MUSICA › WAYNE SHORTER, OVACIONADO EN SU CONCIERTO EN EL GRAN REX
El saxofonista representa con altura su papel de leyenda, que acarrea consigo no sólo lo que toca, sino lo que tocó y lo que el jazz como lenguaje le debe. Y brilló junto a John Patitucci, Danilo Pérez y el argentino Oscar Giunta, reemplazo de último momento.
› Por Diego Fischerman
Si la categoría “novela río” fuera aplicable a la música, podría definir con bastante justeza el excelente concierto que Wayne Shorter brindó el jueves pasado en el Gran Rex. Más que de free jazz, de variaciones sobre standards o de cualquier molde más o menos identificable, de lo que se trató fue de un fluido constante donde los solistas, y principalmente el saxofonista, podían entrar o salir a elección. Si se lo piensa, nada demasiado distinto a lo que sucedía en la etapa inicial del Miles Davis eléctrico e, incluso, en Weather Report aunque, claro, con un contexto tímbrico absolutamente diferente.
Shorter, cercano a cumplir 80 años, sigue teniendo su característico sonido, esa particular manera de articular y tocar casi sin ligados y, sobre todo, ese estilo en ráfagas, que, en todo caso, ha ido acentuándose. El notable contrabajista John Patitucci, uno de los de digitación y afinación más nítidas y sonido más cristalino que puedan recordarse, y el talentoso pianista Danilo Pérez, hace ya diez años que tocan junto a él. El baterista inicial, Brian Blade, con quien Shorter había tocado en su anterior visita, hace seis años, dejó su lugar a la potente Terry Lyne Carrington. Pero la ceniza volcánica hizo lo suyo y ella jamás llegó a puerto. Su avión fue desviado a Chile y quien debió ocuparse de la batería, de apuro y con mucho más que dignidad, fue el argentino Oscar Giunta, que un día antes había participado en las clases magistrales. Sin excederse jamás, pero al mismo tiempo con desenvoltura y musicalidad, respondiendo a los estímulos de los otros tres y logrando una loable interacción, Giunta fue un baterista creativo y exacto. Los abrazos con Shorter, Pérez y Patitucci, en el final, fueron, en ese sentido, por demás elocuentes.

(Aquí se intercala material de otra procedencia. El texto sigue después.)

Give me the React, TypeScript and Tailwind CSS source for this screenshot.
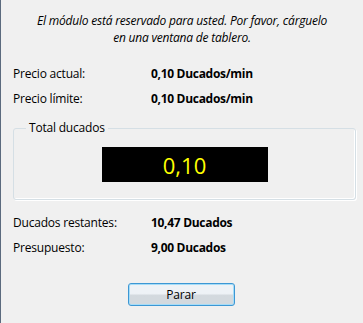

Tanto con el saxo tenor como con el soprano, Shorter, a diferencia de su actuación anterior, en la que había navegado en paisajes armónicos y rítmicos más indefinidos, volvió, sin el poder de su juventud para las largas frases espiraladas pero con la misma profundidad, a territorios más similares a aquellos donde se convirtió en uno de los músicos esenciales del género. Temas como “Footsprints” –incluido en el extraordinario Adam’s Apple, de 1966, y en el que entró y salió dos veces a lo largo de la noche– o “Joy Rider” fueron los pies en tierra de sus recorridos casi acuáticos, funcionando a la manera de las clavijas de los andinistas como sostenes para, a partir de allí, elevarse un nuevo paso.
Shorter es, además de un músico, una leyenda. Acarrea con él no sólo lo que toca sino lo que tocó y lo que el jazz como lenguaje le debe. Es imposible –y sería injusto– olvidar ese legado. Quien lo escucha no busca en él el músico nuevo, ni el más virtuoso ni aquel que lo deslumbrará con una frase insospechada, sino ni más ni menos que a aquel que ha construido una parte fundamental de la historia. Y el saxofonista representa ese papel con altura. Ha encontrado un estilo posible, en gran parte sostenido por la eficacia y el oficio de sus compañeros, en el que esa especie de extracto de su estilo pasado, con las señales suficientes como para que pueda ser reconocido, se desenvuelve con facilidad. Y ese presente funciona, sobre todo, porque es capaz de evocar con suficiencia uno de los pasados más gloriosos que puedan concebirse. Shorter y su grupo fueron ovacionados, con devoción, antes de empezar (cuando lo que se aplaudía era su historia) y después de terminar (y allí lo celebrado ya era, también, lo sucedido esa noche). Ambas ovaciones no podrían haber sido más merecidas.